Znamienne w tym są nie tylko: ilość wykorzystanych komandosów, ale również sposób, w jaki Rosjanie zaczęli głośno i jawnie informować o działaniach specnazu. Oficjalnie rosyjscy specjalsi dostali dużą swobodę w doborze sposobu działania otrzymując polecenie „wykazania się maksymalną przebiegłością wojskową, by podstępnymi działaniami zakłócić skoordynowaną pracę bojową wojsk połączonych, Floty Czarnomorskiej, Flotylli Kaspijskiej oraz jednostek sił powietrznych i obrony przeciwlotniczej Południowego Okręgu Wojskowego”.

W rzeczywistości ich zadanie będzie bardzo trudne, ponieważ ćwiczenie dowódczo-sztabowe ma być pokazem przygotowania rosyjskich wojsk do obrony południa Rosji. Dodatkowo ma zostać oceniony cały cykl działań dowództw i żołnierzy: „począwszy od podniesienia gotowości pododdziałów, poprzez ich przemarsz i działania taktyczne”. Trudno jest więc przypuszczać, by odpowiedzialny za szkolenie wojsk, dowódca Południowego Okręgu Wojskowego generał Dwornikow zgodził się by ta ocena była negatywna.
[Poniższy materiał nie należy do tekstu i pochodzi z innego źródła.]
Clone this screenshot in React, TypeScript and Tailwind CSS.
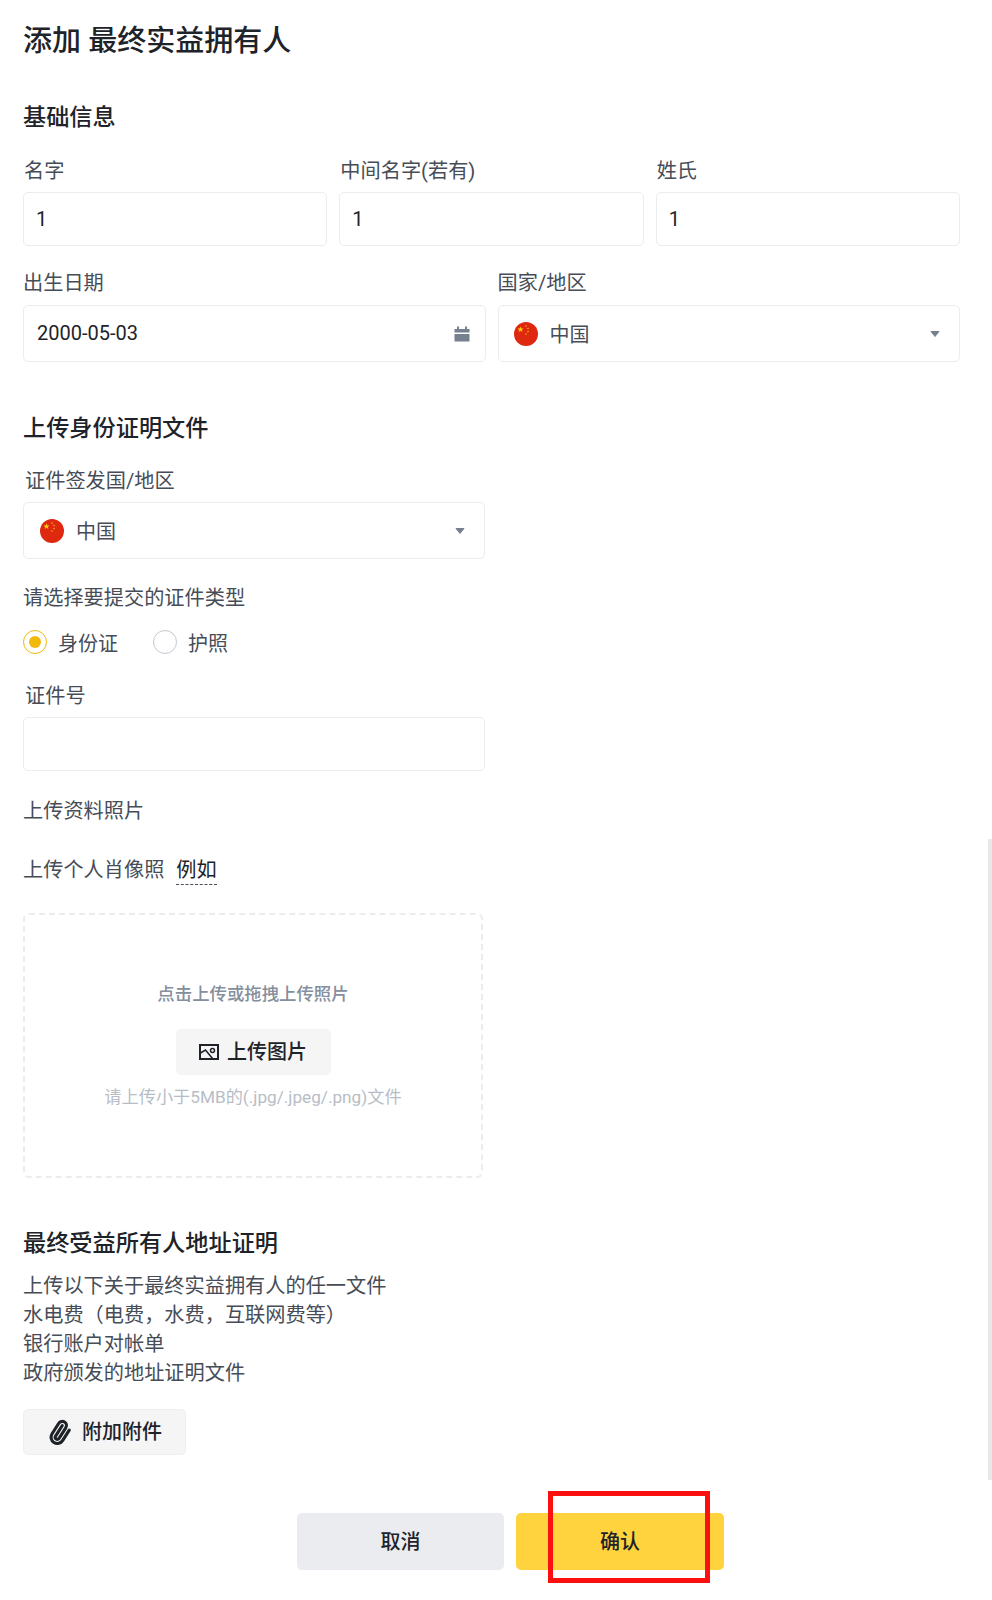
import { Paperclip } from 'lucide-react'

const labelCls = 'block h-7 text-[20.2px] leading-[30px] text-[#474d57]'
const headingCls = 'h-8 text-[23.2px] leading-[34px] font-medium text-[#1e2329]'
const boxCls = 'rounded-[5px] border border-[#eaecef] bg-white text-[20px] text-[#1e2329]'

function ChinaFlag() {
  return (
    <svg width="24" height="24" viewBox="0 0 24 24" className="shrink-0">
      <circle cx="12" cy="12" r="12" fill="#de2910" />
      <polygon points="6.5,4.5 7.3,6.6 9.5,6.6 7.8,8 8.4,10 6.5,8.8 4.6,10 5.2,8 3.5,6.6 5.7,6.6" fill="#ffcd00" />
      <circle cx="12" cy="4" r="0.7" fill="#ffcd00" />
      <circle cx="14" cy="6.5" r="0.7" fill="#ffcd00" />
      <circle cx="14" cy="9.5" r="0.7" fill="#ffcd00" />
      <circle cx="12" cy="12" r="0.7" fill="#ffcd00" />
    </svg>
  )
}

function Caret() {
  return (
    <svg width="10" height="8" viewBox="0 0 10 8" className="shrink-0">
      <path d="M1 1.5h8L5 6.5z" fill="#76808f" stroke="#76808f" strokeLinejoin="round" />
    </svg>
  )
}

function CountrySelect({ left }: { left?: boolean }) {
  return (
    <div className={`${boxCls} flex h-[57px] items-center justify-between pr-[19px] ${left ? 'pl-4' : 'pl-[15px]'}`}>
      <div className="flex items-center gap-3">
        <ChinaFlag />
        <span className="pt-[2px] text-[#474d57]">中国</span>
      </div>
      <Caret />
    </div>
  )
}

function TextBox({ value }: { value?: string }) {
  return <div className={`${boxCls} flex h-[54px] items-center px-[12px]`}>{value}</div>
}

function Named({ label, value }: { label: string; value: string }) {
  return (
    <div>
      <label className={`${labelCls} pl-px`}>{label}</label>
      <div className="mt-2">
        <TextBox value={value} />
      </div>
    </div>
  )
}

export default function App() {
  return (
    <div className="relative min-h-[1600px] overflow-hidden bg-white pl-[23px] pt-5 font-['Roboto','Noto_Sans_CJK_SC',sans-serif]">
      <h1 className="h-10 text-[29px] leading-[42px] font-medium text-[#1e2329]">添加 最终实益拥有人</h1>

      <h2 className={`${headingCls} mt-10`}>基础信息</h2>
      <div className="mt-6 grid w-[937px] grid-cols-3 gap-3">
        <Named label="名字" value="1" />
        <Named label="中间名字(若有)" value="1" />
        <Named label="姓氏" value="1" />
      </div>

      <div className="mt-[22px] grid w-[937px] grid-cols-2 gap-3">
        <div>
          <label className={labelCls}>出生日期</label>
          <div className={`${boxCls} mt-[9px] flex h-[57px] items-center justify-between pl-[13px] pr-[15px]`}>
            <span className="pb-[2px]">2000-05-03</span>
            <svg width="16" height="16" viewBox="0 0 16 16" fill="#76808f">
              <rect x="3" y="0.5" width="2" height="2.5" />
              <rect x="11" y="0.5" width="2" height="2.5" />
              <rect x="0.5" y="3" width="15" height="3.5" />
              <rect x="0.5" y="8" width="15" height="7.5" />
            </svg>
          </div>
        </div>
        <div>
          <label className={labelCls}>国家/地区</label>
          <div className="mt-[9px]">
            <CountrySelect />
          </div>
        </div>
      </div>

      <h2 className={`${headingCls} mt-[49px]`}>上传身份证明文件</h2>
      <div className="w-[462px]">
        <label className={`${labelCls} mt-[23px] pl-[2px]`}>证件签发国/地区</label>
        <div className="mt-2">
          <CountrySelect left />
        </div>

        <label className={`${labelCls} mt-6`}>请选择要提交的证件类型</label>
        <div className="mt-[17px] flex h-7 items-center text-[20px] text-[#474d57]">
          <span className="flex h-6 w-6 items-center justify-center rounded-full border border-[#f0b90b] bg-white">
            <span className="h-3 w-3 rounded-full bg-[#f0b90b]" />
          </span>
          <span className="ml-[11px] pt-[3px]">身份证</span>
          <span className="ml-[35px] h-6 w-6 rounded-full border border-[#c4c8d0] bg-white" />
          <span className="ml-[11px] pt-[3px]">护照</span>
        </div>

        <label className={`${labelCls} mt-[25px] pl-[2px]`}>证件号</label>
        <div className="mt-2">
          <TextBox />
        </div>

        <p className={`${labelCls} mt-[25px]`}>上传资料照片</p>
        <div className="mt-8 flex h-7 items-center text-[20.2px] leading-7 text-[#474d57]">
          <span>上传个人肖像照</span>
          <span className="ml-3 border-b border-dashed border-[#474d57] text-[#1e2329]">例如</span>
        </div>

        <div className="mt-[29px] flex h-[265px] w-[460px] flex-col items-center rounded-[6px] border-2 border-dashed border-[#eaecef] pt-[66px]">
          <p className="h-[26px] text-[17.4px] leading-[26px] font-medium text-[#848e9c]">点击上传或拖拽上传照片</p>
          <button className="mt-[22px] flex h-[46px] w-[155px] items-center justify-center gap-2 rounded-[5px] bg-[#f5f5f5] text-[20px] font-medium text-[#1e2329]">
            <svg width="20" height="16" viewBox="0 0 20 16" fill="none" stroke="#1e2329" strokeWidth="2">
              <rect x="1" y="1" width="18" height="14" />
              <circle cx="13.5" cy="6.5" r="2" strokeWidth="1.5" />
              <path d="M1.5 9l5-3 7 8.5" strokeWidth="1.5" />
            </svg>
            上传图片
          </button>
          <p className="mt-[9px] h-[26px] text-[17.2px] leading-[26px] text-[#b7bdc6]">请上传小于5MB的(.jpg/.jpeg/.png)文件</p>
        </div>
      </div>

      <h2 className={`${headingCls} mt-12`}>最终受益所有人地址证明</h2>
      <div className="mt-[14px] text-[20.2px] leading-[29px] text-[#474d57]">
        <p>上传以下关于最终实益拥有人的任一文件</p>
        <p>水电费（电费，水费，互联网费等）</p>
        <p>银行账户对帐单</p>
        <p>政府颁发的地址证明文件</p>
      </div>

      <button className="mt-[21px] flex h-[46px] w-[163px] items-center justify-center gap-[10px] rounded-[5px] border border-[#eeeeee] bg-[#f5f5f5] text-[20px] font-medium text-[#1e2329]">
        <Paperclip size={25} strokeWidth={3} className="-rotate-12" />
        附加附件
      </button>

      <div className="ml-[274px] mt-[58px] flex gap-3">
        <button className="h-[57px] w-[207px] rounded-[5px] bg-[#eaecef] text-[20px] font-medium text-[#1e2329]">取消</button>
        <div className="relative">
          <button className="h-[57px] w-[208px] rounded-[5px] bg-[#ffd33d] text-[20px] font-medium text-[#1e2329]">确认</button>
          <div className="absolute -top-[22px] left-[32px] h-[92px] w-[162px] border-[5px] border-[#fb0f0f]" />
        </div>
      </div>

      <div className="absolute right-0 top-[839px] h-[641px] w-1 bg-[#e8e8e8]" />
    </div>
  )
}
Czytaj też: Specnaz z podwodnym karabinkiem ADS
Tym bardziej, że osoby kontrolujące mają dodatkowo sprawdzić w praktyce umiejętność pododdziałów „odpierania uderzeń różnych rodzajów środków napadu powietrznego: samolotów, śmigłowców, rakiet manewrujących i bezzałogowych statków powietrznych oraz systemów walki elektronicznej wroga”.
Jeżeli więc podczas kontroli: „jednostki piechoty morskiej i wojsk przybrzeżnych mają zademonstrować gotowość do odparcia morskich i powietrznych sił szturmowych wyimaginowanego wroga” - to najprawdopodobniej te jednostki tą gotowość zademonstrują. Przykładem może być komunikat opublikowany przez Minoboronę w tym samym czasie, w którym poinformowano, że załogi okrętów Floty Czarnomorskiej „znalazły podwodnych dywersantów i uniemożliwiły im prowadzenie podwodnego rozpoznania. W wyniku ćwiczenia grupa nurków bojowych podwodnych dywersantów została zneutralizowana i przeniesiona na jeden z rosyjskich okrętów”.
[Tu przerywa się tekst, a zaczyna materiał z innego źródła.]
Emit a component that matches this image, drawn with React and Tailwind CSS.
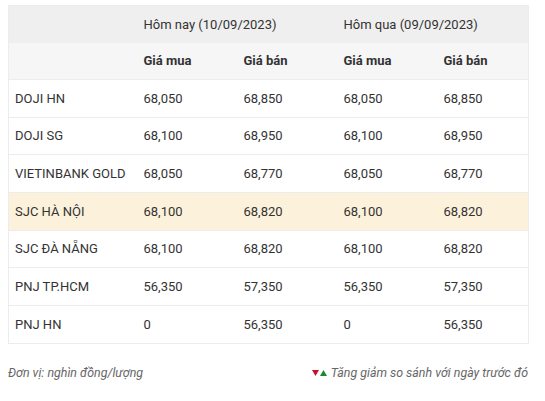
import React from "react";

const rows = [
  { name: "DOJI HN", v: ["68,050", "68,850", "68,050", "68,850"] },
  { name: "DOJI SG", v: ["68,100", "68,950", "68,100", "68,950"] },
  { name: "VIETINBANK GOLD", v: ["68,050", "68,770", "68,050", "68,770"] },
  { name: "SJC HÀ NỘI", v: ["68,100", "68,820", "68,100", "68,820"], hl: true },
  { name: "SJC ĐÀ NẴNG", v: ["68,100", "68,820", "68,100", "68,820"] },
  { name: "PNJ TP.HCM", v: ["56,350", "57,350", "56,350", "57,350"] },
  { name: "PNJ HN", v: ["0", "56,350", "0", "56,350"] },
];

const App = () => {
  return (
    <div
      className="w-[545px] h-[401px] bg-white pt-[5px] px-[8px] text-[#333]"
      style={{ fontFamily: "Roboto, 'Liberation Sans', sans-serif" }}
    >
      <table className="w-[520px] border-collapse table-fixed text-[13px] border border-[#ececec]">
        <colgroup>
          <col className="w-[129px]" />
          <col className="w-[100px]" />
          <col className="w-[100px]" />
          <col className="w-[100px]" />
          <col className="w-[91px]" />
        </colgroup>
        <thead>
          <tr className="bg-[#efefef] h-[37px]">
            <th></th>
            <th colSpan={2} className="text-left font-normal pl-[6px]">
              Hôm nay (10/09/2023)
            </th>
            <th colSpan={2} className="text-left font-normal pl-[6px]">
              Hôm qua (09/09/2023)
            </th>
          </tr>
          <tr className="bg-[#f6f6f6] h-[37px]">
            <th></th>
            <th className="text-left font-bold pl-[6px]">Giá mua</th>
            <th className="text-left font-bold pl-[6px]">Giá bán</th>
            <th className="text-left font-bold pl-[6px]">Giá mua</th>
            <th className="text-left font-bold pl-[6px]">Giá bán</th>
          </tr>
        </thead>
        <tbody>
          {rows.map((r) => (
            <tr
              key={r.name}
              className={`h-[37.7px] border-t border-[#ececec] ${r.hl ? "bg-[#fcf1db]" : "bg-white"}`}
            >
              <td className="pl-[6px] whitespace-nowrap">{r.name}</td>
              {r.v.map((x, i) => (
                <td key={i} className="pl-[6px]">
                  {x}
                </td>
              ))}
            </tr>
          ))}
        </tbody>
      </table>
      <div className="flex justify-between items-center mt-[20px] text-[12.4px] italic text-[#666] w-[520px]">
        <span>Đơn vị: nghìn đồng/lượng</span>
        <span className="flex items-center">
          <svg width="16" height="8" viewBox="0 0 16 8" className="mr-[3px]">
            <polygon points="0,1 7,1 3.5,7" fill="#c8102e" />
            <polygon points="8,7 15,7 11.5,1" fill="#1a8a2e" />
          </svg>
          Tăng giảm so sánh với ngày trước đó
        </span>
      </div>
    </div>
  );
};

export default App;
Z kolei w newsie z 14 października 2021 roku Minoborona pochwaliła się, że: „pododdziały wojsk obrony przeciwlotniczej i systemów walki elektronicznej zapobiegły próbie ataku grup rozpoznawczych i dywersyjnych za pomocą dronów bojowych na mobilne polowe stanowiska dowodzenia formacji wojskowych Południowego Okręgu Wojskowego”.
Rosjanie próbują załatwić swoimi komunikatami od razu dwie sprawy. Po pierwsze w jednej informacji chcieli pokazać jak liczne są ich grupy dywersyjne, które mogą skrycie atakować przeciwnika na jego terytorium. Po drugie w kolejnych newsach chcą pokazać, że ich wojska są bardzo dobrze przygotowane do działań przeciwdywersyjnych i są w stanie odeprzeć każde, skryte uderzenia wojsk specjalnych. Zadanie to udałoby się, gdyby czytano jedynie: albo jedne, albo drugie newsy.
Czytając je razem uzyskuje się jednak zupełnie inny przekaz. Wynika z niego, że: albo rosyjski specnaz był nieskuteczny, pomimo, że miał się wykazać „maksymalną przebiegłością wojskową i podstępnymi działaniami”, albo komunikaty o skutecznym odpieraniu ataku komandosów były nieprawdziwe. I w jednym, i w drugim przypadki Minoborona stawia się w złym świetle.
W tym wszystkim ważne jest jednak to, że dowódca Południowego Okręgu Wojskowego będzie mógł się pochwalić dobrym przygotowaniem swoich wojsk.